Quick Heal Technologies (QHTL) is a dominant player in the growing Retail IT Security
software market in India with a market share of 30% and an active license user base
of 7.13mn. ~87% of its customers are retail clients while the balance is made up of
enterprises and government institutions. The company has laid the foundation in terms
of product development, creating infrastructure for distribution and built a brand to
further grow its overall business.
Leadership position in growing Retail IT Security market: The Indian IT Security
software market is estimated to be at Rs1,500-1,800cr in 2015, of which, the retail
market accounts for ~Rs600-800cr. The retail market has grown from ~Rs400-600cr in
2013 and is expected to post a CAGR of 20-25% over 2015-17E on the back of
growing number of internet users. QHTL is best placed to benefit from the growing
industry on the back of its brand visibility along with its wide distribution reach.

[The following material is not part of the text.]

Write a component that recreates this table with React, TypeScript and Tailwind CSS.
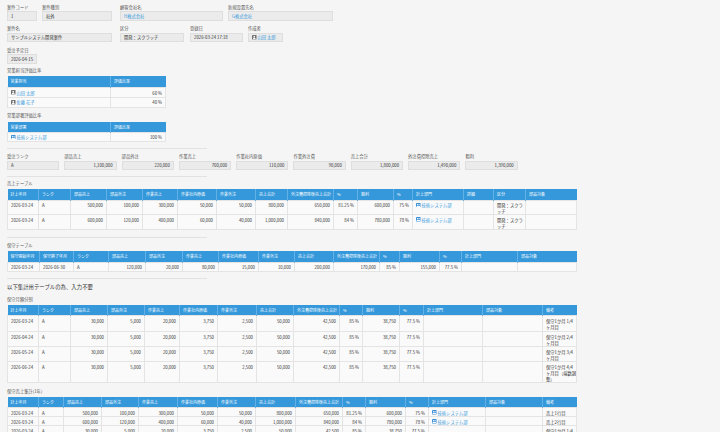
import React from "react";

type Col = { h: string; w: string; r?: boolean };

function UserIcon() {
  return (
    <svg width="4.5" height="4.5" viewBox="0 0 10 10" className="shrink-0">
      <rect width="10" height="10" rx="1" fill="#6e6e6e" />
      <circle cx="5" cy="3.7" r="1.9" fill="#fff" />
      <path d="M1.8 9.2C2 6.6 3.5 5.9 5 5.9s3 .7 3.2 3.3z" fill="#fff" />
    </svg>
  );
}

function OrgIcon() {
  return (
    <svg width="4.5" height="4.5" viewBox="0 0 10 10" className="shrink-0">
      <rect width="10" height="10" rx="1" fill="#3b8fd6" />
      <circle cx="3.4" cy="3.6" r="1.4" fill="#fff" />
      <circle cx="6.8" cy="3.6" r="1.4" fill="#fff" />
      <path d="M1 8.8C1.2 6.6 2.2 5.9 3.4 5.9S5.6 6.6 5.8 8.8zM4.4 8.8C4.6 6.6 5.6 5.9 6.8 5.9S9 6.6 9.1 8.8z" fill="#fff" />
    </svg>
  );
}

function Link({ children, user }: { children: React.ReactNode; user?: boolean }) {
  return (
    <span className="flex items-center gap-[1px]">
      {user ? <UserIcon /> : null}
      <span className="text-[#3498db]">{children}</span>
    </span>
  );
}

function Org() {
  return (
    <span className="flex items-center gap-[1px]">
      <OrgIcon />
      <span className="text-[#3498db]">技術システム部</span>
    </span>
  );
}

function Label({ children }: { children: React.ReactNode }) {
  return <div className="h-[5px] leading-[5px] text-[4.3px] text-[#555] whitespace-nowrap">{children}</div>;
}

function Field({
  label,
  w,
  children,
  right,
}: {
  label: string;
  w: string;
  children?: React.ReactNode;
  right?: boolean;
}) {
  return (
    <div className="flex flex-col">
      <Label>{label}</Label>
      <div
        className={`${w} mt-[1.5px] h-[9.5px] bg-[#ebebeb] border border-[#dedede] px-[3px] flex items-center text-[4.3px] text-[#333] whitespace-nowrap ${
          right ? "justify-end" : ""
        }`}
      >
        {children}
      </div>
    </div>
  );
}

function Sep({ className }: { className: string }) {
  return <div className={`h-px w-[200px] bg-[#e2e2e2] ${className}`} />;
}

function Table({
  cols,
  rows,
  headH,
  rowH,
  w,
  mid,
}: {
  cols: Col[];
  rows: React.ReactNode[][];
  headH: string;
  rowH: string[];
  w: string;
  mid?: boolean;
}) {
  return (
    <table className={`table-fixed border-collapse ${w} text-[4.3px] leading-[6px]`}>
      <colgroup>
        {cols.map((c, i) => (
          <col key={i} className={c.w} />
        ))}
      </colgroup>
      <thead>
        <tr className={headH}>
          {cols.map((c, i) => (
            <th
              key={i}
              className="bg-[#3498db] text-white font-normal text-left px-[3px] border-l border-[#63b0e6] first:border-l-0 whitespace-nowrap overflow-hidden align-middle text-[4px]"
            >
              {c.h}
            </th>
          ))}
        </tr>
      </thead>
      <tbody>
        {rows.map((r, ri) => (
          <tr key={ri} className={rowH[ri]}>
            {r.map((cell, ci) => (
              <td
                key={ci}
                className={`bg-[#fafafa] border border-[#e4e4e4] px-[3px] text-[#333] whitespace-nowrap overflow-hidden ${
                  mid ? "align-middle" : "align-top pt-[1.5px]"
                } ${cols[ci].r ? "text-right" : ""}`}
              >
                {cell}
              </td>
            ))}
          </tr>
        ))}
      </tbody>
    </table>
  );
}

const uriageCols: Col[] = [
  { h: "計上年月", w: "w-[31px]" },
  { h: "ランク", w: "w-[32px]" },
  { h: "部品売上", w: "w-[36px]", r: true },
  { h: "部品外注", w: "w-[36px]", r: true },
  { h: "作業売上", w: "w-[35px]", r: true },
  { h: "作業社内原価", w: "w-[39px]", r: true },
  { h: "作業外注", w: "w-[39px]", r: true },
  { h: "売上合計", w: "w-[32px]", r: true },
  { h: "外注費控除後売上合計", w: "w-[46px]", r: true },
  { h: "%", w: "w-[24px]", r: true },
  { h: "粗利", w: "w-[36px]", r: true },
  { h: "%", w: "w-[19px]", r: true },
  { h: "計上部門", w: "w-[51px]" },
  { h: "詳細", w: "w-[30px]" },
  { h: "区分", w: "w-[32px]" },
  { h: "部品対象", w: "w-[51px]" },
];

const kubun = (
  <>
    開発：スクラ
    <br />
    ッチ
  </>
);

const uriageRows: React.ReactNode[][] = [
  ["2026-03-24", "A", "500,000", "100,000", "300,000", "50,000", "50,000", "800,000", "650,000", "81.25 %", "600,000", "75 %", <Org />, "", kubun, ""],
  ["2026-03-24", "A", "600,000", "120,000", "400,000", "60,000", "40,000", "1,000,000", "840,000", "84 %", "780,000", "78 %", <Org />, "", kubun, ""],
];

const hoshuCols: Col[] = [
  { h: "保守開始年月", w: "w-[32px]" },
  { h: "保守終了年月", w: "w-[34px]" },
  { h: "ランク", w: "w-[35px]" },
  { h: "部品売上", w: "w-[37px]", r: true },
  { h: "部品外注", w: "w-[37px]", r: true },
  { h: "作業売上", w: "w-[36px]", r: true },
  { h: "作業社内原価", w: "w-[40px]", r: true },
  { h: "作業外注", w: "w-[36px]", r: true },
  { h: "売上合計", w: "w-[39px]", r: true },
  { h: "外注費控除後売上合計", w: "w-[46px]", r: true },
  { h: "%", w: "w-[20px]", r: true },
  { h: "粗利", w: "w-[40px]", r: true },
  { h: "%", w: "w-[22px]", r: true },
  { h: "計上部門", w: "w-[56px]" },
  { h: "部品対象", w: "w-[59px]" },
];

const hoshuRows: React.ReactNode[][] = [
  ["2026-03-24", "2026-06-30", "A", "120,000", "20,000", "80,000", "15,000", "10,000", "200,000", "170,000", "85 %", "155,000", "77.5 %", "", ""],
];

const bunkatsuCols: Col[] = [
  { h: "計上年月", w: "w-[31px]" },
  { h: "ランク", w: "w-[32px]" },
  { h: "部品売上", w: "w-[37px]", r: true },
  { h: "部品外注", w: "w-[37px]", r: true },
  { h: "作業売上", w: "w-[35px]", r: true },
  { h: "作業社内原価", w: "w-[38px]", r: true },
  { h: "作業外注", w: "w-[39px]", r: true },
  { h: "売上合計", w: "w-[37px]", r: true },
  { h: "外注費控除後売上合計", w: "w-[46px]", r: true },
  { h: "%", w: "w-[23px]", r: true },
  { h: "粗利", w: "w-[37px]", r: true },
  { h: "%", w: "w-[24px]", r: true },
  { h: "計上部門", w: "w-[59px]" },
  { h: "部品対象", w: "w-[60px]" },
  { h: "備考", w: "w-[34px]" },
];

const bikou = (n: number, last?: boolean) =>
  last ? (
    <>
      保守1か月 {n}/4
      <br />
      ヶ月目（端数調
      <br />
      整）
    </>
  ) : (
    <>
      保守1か月 {n}/4
      <br />
      ヶ月目
    </>
  );

const bunkatsuRows: React.ReactNode[][] = ["03", "04", "05", "06"].map((m, i) => [
  `2026-${m}-24`,
  "A",
  "30,000",
  "5,000",
  "20,000",
  "3,750",
  "2,500",
  "50,000",
  "42,500",
  "85 %",
  "38,750",
  "77.5 %",
  "",
  "",
  bikou(i + 1, i === 3),
]);

const shukeiCols: Col[] = [
  { h: "計上年月", w: "w-[31px]" },
  { h: "ランク", w: "w-[25px]" },
  { h: "部品売上", w: "w-[38px]", r: true },
  { h: "部品外注", w: "w-[37px]", r: true },
  { h: "作業売上", w: "w-[39px]", r: true },
  { h: "作業社内原価", w: "w-[40px]", r: true },
  { h: "作業外注", w: "w-[38px]", r: true },
  { h: "売上合計", w: "w-[40px]", r: true },
  { h: "外注費控除後売上合計", w: "w-[47px]", r: true },
  { h: "%", w: "w-[23px]", r: true },
  { h: "粗利", w: "w-[40px]", r: true },
  { h: "%", w: "w-[23px]", r: true },
  { h: "計上部門", w: "w-[57px]" },
  { h: "部品対象", w: "w-[57px]" },
  { h: "備考", w: "w-[34px]" },
];

const shukeiRows: React.ReactNode[][] = [
  ["2026-03-24", "A", "500,000", "100,000", "300,000", "50,000", "50,000", "800,000", "650,000", "81.25 %", "600,000", "75 %", <Org />, "", "売上1行目"],
  ["2026-03-24", "A", "600,000", "120,000", "400,000", "60,000", "40,000", "1,000,000", "840,000", "84 %", "780,000", "78 %", <Org />, "", "売上2行目"],
  ["2026-03-24", "A", "30,000", "5,000", "20,000", "3,750", "2,500", "50,000", "42,500", "85 %", "38,750", "77.5 %", "", "", bikou(1)],
];

const amounts = [
  ["部品売上", "1,100,000"],
  ["部品外注", "220,000"],
  ["作業売上", "700,000"],
  ["作業社内原価", "110,000"],
  ["作業外注費", "90,000"],
  ["売上合計", "1,800,000"],
  ["外注費控除売上", "1,490,000"],
  ["粗利", "1,390,000"],
];

export default function App() {
  return (
    <div className="w-[720px] h-[432px] overflow-hidden bg-[#f5f5f5] pl-[7px] pt-[4.5px] font-['Noto_Sans_CJK_JP','Noto_Sans',sans-serif]">
      <div className="flex mb-[5.5px]">
        <div className="w-[35px]">
          <Field label="案件コード" w="w-[30px]">1</Field>
        </div>
        <div className="w-[78px]">
          <Field label="案件種別" w="w-[70px]">社外</Field>
        </div>
        <div className="w-[108px]">
          <Field label="顧客会社名" w="w-[103px]">
            <Link>H株式会社</Link>
          </Field>
        </div>
        <Field label="新規設置先名" w="w-[105px]">
          <Link>G株式会社</Link>
        </Field>
      </div>

      <div className="flex mb-[5.5px]">
        <div className="w-[113px]">
          <Field label="案件名" w="w-[105px]">サンプルシステム開発案件</Field>
        </div>
        <div className="w-[70px]">
          <Field label="区分" w="w-[64px]">開発：スクラッチ</Field>
        </div>
        <div className="w-[58px]">
          <Field label="登録日" w="w-[53px]">2026-03-24 17:18</Field>
        </div>
        <Field label="作成者" w="w-[35px]">
          <Link user>山田 太郎</Link>
        </Field>
      </div>

      <Field label="受注予定日" w="w-[30px]">2026-04-15</Field>

      <div className="mt-[4.5px]">
        <Label>営業担当評価比率</Label>
      </div>
      <div className="mt-[2.5px]">
        <Table
          w="w-[158px]"
          mid
          cols={[
            { h: "営業担当", w: "w-[103px]" },
            { h: "評価比率", w: "w-[55px]", r: true },
          ]}
          rows={[
            [<Link user>山田 太郎</Link>, "60 %"],
            [<Link user>佐藤 花子</Link>, "40 %"],
          ]}
          headH="h-[12px]"
          rowH={["h-[10px]", "h-[9.5px]"]}
        />
      </div>

      <div className="mt-[5.5px]">
        <Label>営業部署評価比率</Label>
      </div>
      <div className="mt-[3.5px]">
        <Table
          w="w-[158px]"
          mid
          cols={[
            { h: "営業部署", w: "w-[103px]" },
            { h: "評価比率", w: "w-[55px]", r: true },
          ]}
          rows={[[<Org />, "100 %"]]}
          headH="h-[11px]"
          rowH={["h-[9px]"]}
        />
      </div>

      <Sep className="mt-[6px]" />

      <div className="flex gap-[5px] mt-[5px]">
        <Field label="受注ランク" w="w-[52.3px]">A</Field>
        {amounts.map(([l, v]) => (
          <Field key={l} label={l} w="w-[52.3px]" right>
            {v}
          </Field>
        ))}
      </div>

      <Sep className="mt-[6px]" />

      <div className="mt-[3.5px]">
        <Label>売上テーブル</Label>
      </div>
      <div className="mt-[3.5px]">
        <Table w="w-[569px]" cols={uriageCols} rows={uriageRows} headH="h-[11px]" rowH={["h-[14px]", "h-[13.5px]"]} />
      </div>

      <Sep className="mt-[7.5px]" />

      <div className="mt-[4.5px]">
        <Label>保守テーブル</Label>
      </div>
      <div className="mt-[3.5px]">
        <Table w="w-[569px]" cols={hoshuCols} rows={hoshuRows} headH="h-[11px]" rowH={["h-[9.5px]"]} />
      </div>

      <Sep className="mt-[5.5px]" />

      <div className="mt-[5px] h-[7px] leading-[7px] text-[5.4px] text-[#333] whitespace-nowrap">
        以下集計用テーブルの為、入力不要
      </div>

      <div className="mt-[6.5px]">
        <Label>保守月額分割</Label>
      </div>
      <div className="mt-[2.5px]">
        <Table
          w="w-[569px]"
          cols={bunkatsuCols}
          rows={bunkatsuRows}
          headH="h-[11px]"
          rowH={["h-[16px]", "h-[15px]", "h-[15px]", "h-[21px]"]}
        />
      </div>

      <div className="mt-[6px]">
        <Label>保守売上集計(1年)</Label>
      </div>
      <div className="mt-[2.5px]">
        <Table
          w="w-[569px]"
          cols={shukeiCols}
          rows={shukeiRows}
          headH="h-[11px]"
          rowH={["h-[9px]", "h-[9px]", "h-[15px]"]}
        />
      </div>
    </div>
  );
}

Strong distribution network with good brand equity: Despite facing competition from
international as well as domestic players in India, QHTL has been able to successfully
grow its business and establish a strong position across India on the back of its 19,000
retail channel partners. QHTL has also built support systems that include mobile,
enterprise and government channel partners. The company has historically spent ~10%
of its top-line on advertisement and is expected to allocate ~Rs111cr from the IPO
proceeds (over three years) to further improve its visibility, which in turn, will aid growth.
Debt free with healthy Cash Flow generation for future R&D needs: QHTL has a debtfree
balance sheet and cash balance of ~Rs107cr as of 1HFY2016. Over the past five
years, QHTL is generating strong operating cash flows which have grown from
~Rs49cr in FY2012 to ~Rs77 in FY2015. We believe that the company generates
sufficient cash flows to cover for R&D and technology up-gradation related expenses.
Outlook Valuation: QHTL has shown significant growth over FY2012-15, posting a
revenue CAGR of 16.9% while its profitability has declined from Rs68cr in FY2012 to
Rs54cr in FY2015 as the company was in an investment phase. Investments were
incurred towards new product development for its Enterprise business and brand
On the valuation front, at the upper end of the price band, the pre-issue P/E works out
to 41.2x its 1HFY2016 annualized earnings which we consider decent taking into
account the company’s brand image. Further, the company is confident of it being
able to sustain its growth trajectory owing to its strong distribution network.
Additionally, there is a two-year lead-lag on product development for the Enterprise
business of which the company will reap benefits in future. Thus, we recommend a
Subscribe on the issue from a longer term perspective.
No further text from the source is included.